Meine Eltern hatten sich dafür entschieden, auf dem Land ein Einfamilienhaus zu bauen, statt in der Stadt zur Miete zu wohnen. Mein Vater besaß aus der Erbschaft ein Grundstück zwischen den Orten Hersel und Uedorf am Rheinufer. Das Grundstück war nach einer Flurbereinigung in den zwanziger Jahren an die Familie gekommen. Inzwischen war ich als drittes Kind geboren worden, und eine neue Wohnung wurde dringend nötig. Architekt Vaupel aus Bonn zeichnete den Entwurf; der Neubau entstand 1934 (Grundsteinlegung). Das Richtfest wurde gefeiert, als meine Mutter im Elisabeth-Krankenhaus in Bonn das vierte Kind, meine Schwester Elisabeth, bekam. 1936 wurde die jüngste Tochter, Angela, geboren.
Zum Haus gehörte ein 12 Ar großes Grundstück. Auf der Fläche vor dem Haus war eine Terrasse mit Steingarten, ein Gartenteich, eine kleine Wiese mit Rosenbeet, eine Pappel, die im Laufe der Jahre ins Riesenhafte wuchs, eine Birke, einige immergrüne Bäume. Hinter dem Haus hatte wir einen Hof mit einer Kastanie, eine Wiese, die mit Rosen- und Staudenbeeten eingefaßt war und einen Hühnerstall mit eingezäuntem Auslauf. Ein schmaler Weg führte im Abstand von der südlichen Grundstücksgrenze durch den Obst- und Gemüsegarten bis zum Mittelweg, der heutigen Heisterbacher Straße. Alle Nachbargrundstücke im Umkreis von rund 200 m waren Ackerland oder Baumgärten.
Mein Vater leistete in der Pflege des Obst- und Gemüsegartens die meiste Arbeit. Meine Mutter pflegte die Rosen, die Blumenbeete, den Steingarten und das Kaktusbeet, erntete und verarbeitete die Ernte in Weckgläser, Kraut- und Bohnentöpfe, wir Kinder halfen je nach Leistungsfähigkeit.
Das Wohnen auf dem Lande brachte es mit sich, daß mein Vater täglich mit der Rheinuferbahn nach Bonn zum Dienst fahren mußte. Die nächste Haltestelle war damals in Hersel. Mein Vater fuhr mit dem Fahrrad zum Herseler Bahnhof und mit der Bahn nach Bonn. Trotz des weiten Weges kam er mittags meist nach Hause und machte auch einen kurzen Mittagsschlaf.
Als wir Kinder nach Bonn zur Schule fuhren, empfanden wir den Weg zum Bahnhof als sehr weit (1 km), wir mußten ihn ja zu Fuß gehen.
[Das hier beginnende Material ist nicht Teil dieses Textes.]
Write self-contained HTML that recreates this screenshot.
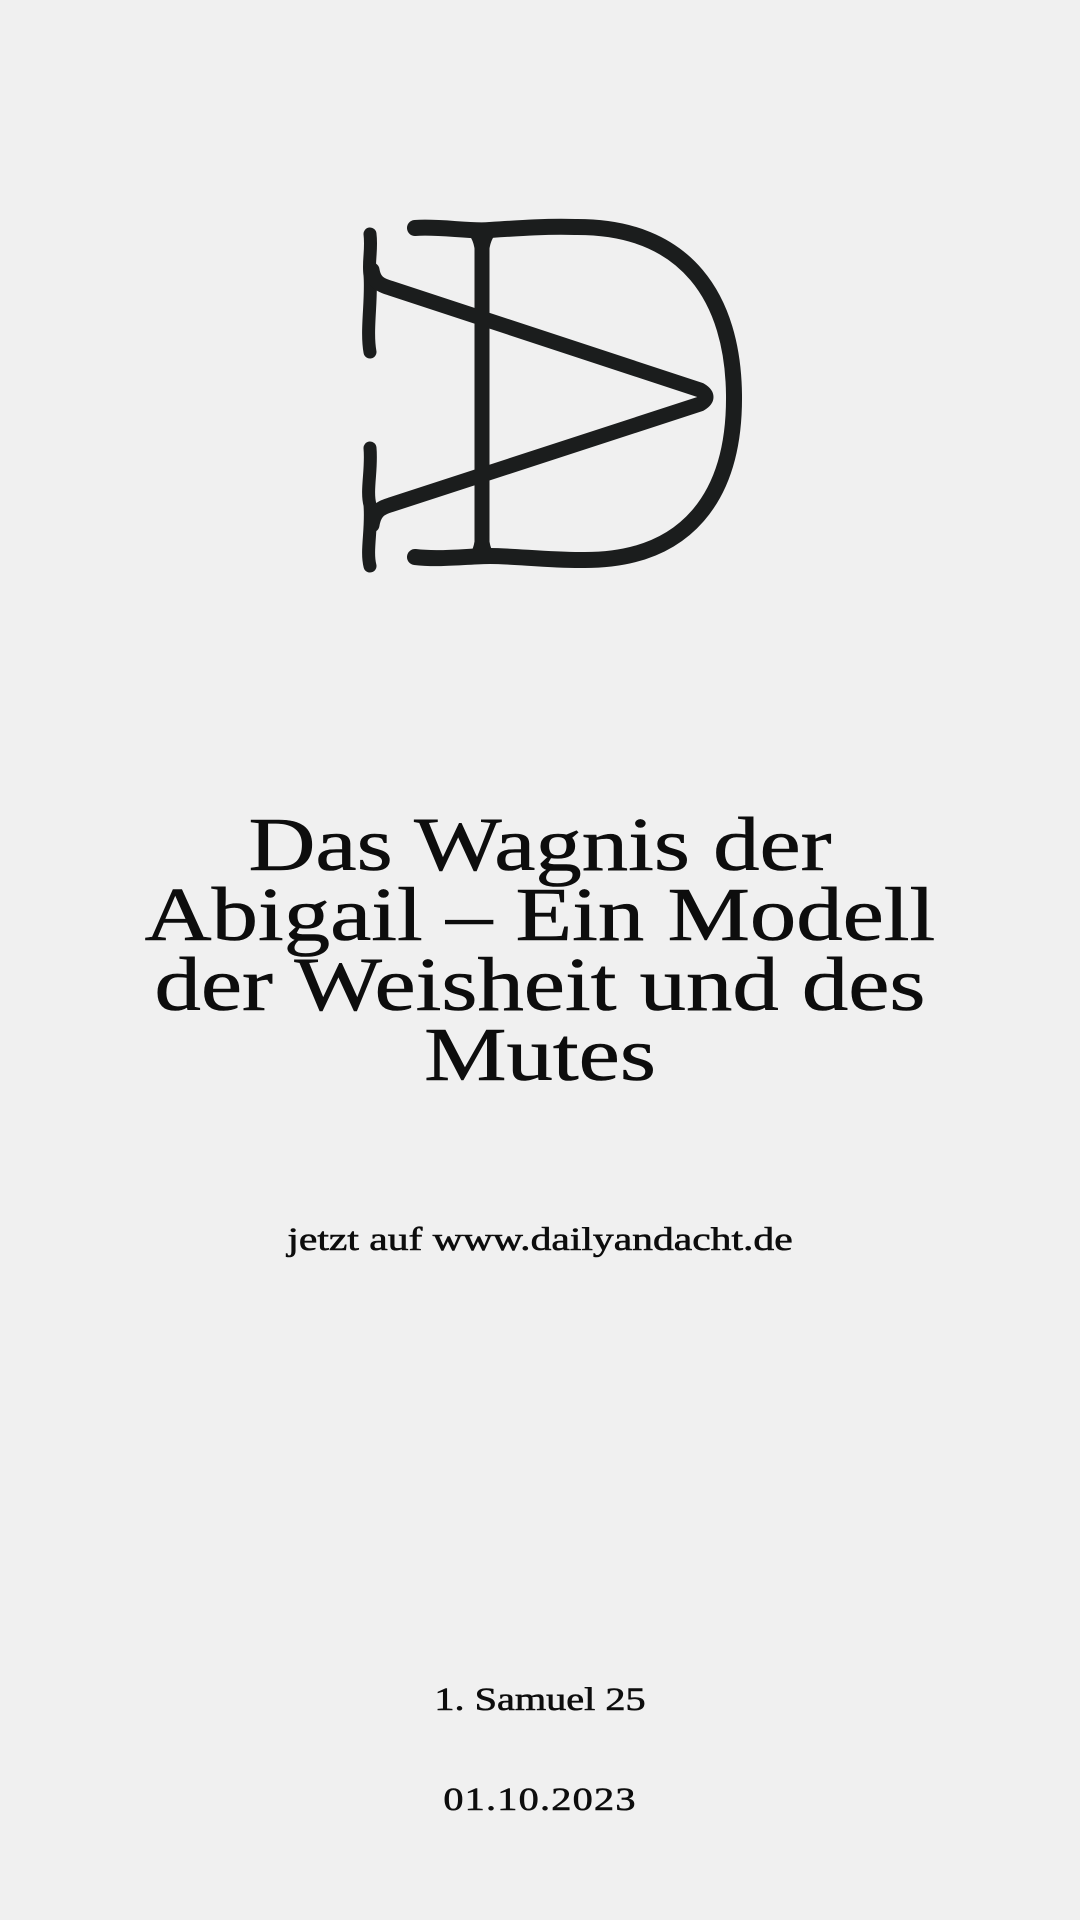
<!DOCTYPE html>
<html><head><meta charset="utf-8"><style>
html,body{margin:0;padding:0;}
body{width:1080px;height:1920px;background:#f0f0f0;position:relative;overflow:hidden;font-family:"Liberation Serif",serif;color:#0d0d0d;}
.t{position:absolute;left:0;width:1080px;text-align:center;transform:scaleX(1.22);transform-origin:540px 0;-webkit-text-stroke:0.6px #0d0d0d;}
#title{top:810px;font-size:76px;line-height:70px;}
#sub{top:1222px;font-size:33px;transform:scaleX(1.26);}
#ref{top:1682px;font-size:33px;}
#date{top:1782px;font-size:33px;letter-spacing:1px;}
</style></head><body>
<svg width="1080" height="1920" style="position:absolute;left:0;top:0" viewBox="0 0 1080 1920">
<g fill="none" stroke="#1b1d1d" stroke-linecap="round" stroke-linejoin="round">
<path d="M370 234 C372 250 368 262 370 275 C372 300 366 330 370 352" stroke-width="13"/>
<path d="M370 448 C372 470 366 490 370 505 C372 530 366 550 370 566" stroke-width="13"/>
<path d="M372 270 C374 282 380 285 390 288 L700 390 Q712 397 700 404 L390 505 C380 508 374 512 372 525" stroke-width="15"/>
<path d="M482 236 L482 552" stroke-width="15"/>
<path d="M415 228 C440 226 470 232 490 230 C520 228 550 226 575 227 C688 226 733 300 734 395 C735 495 688 562 580 560 C545 560 515 556 490 556 C470 556 440 560 415 557" stroke-width="16"/>
</g>
<path d="M466 232 Q476 240 475 260 L489 260 Q488 240 498 232 Z M466 558 Q476 550 475 530 L489 530 Q488 550 498 558 Z" fill="#1b1d1d"/>
</svg>
<div class="t" id="title">Das Wagnis der<br>Abigail – Ein Modell<br>der Weisheit und des<br>Mutes</div>
<div class="t" id="sub">jetzt auf www.dailyandacht.de</div>
<div class="t" id="ref">1. Samuel 25</div>
<div class="t" id="date">01.10.2023</div>
</body></html>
Als meine Eltern erst ein Kind hatten, betrieben sie im Sommer gern Wassersport. Sie besaßen ein Zweierpaddelboot, mit dem sie oft auf die Herseler Rheininsel zum Baden fuhren. In der Urlaubszeit machten sie mehrmals mit Freunden eine Paddeltour mit Zelten von Trier aus die Mosel hinab.
Sie waren Mitglieder im Eifelverein und wanderten oft mit Gruppen in der Eifel, z. B. am Steinerberg.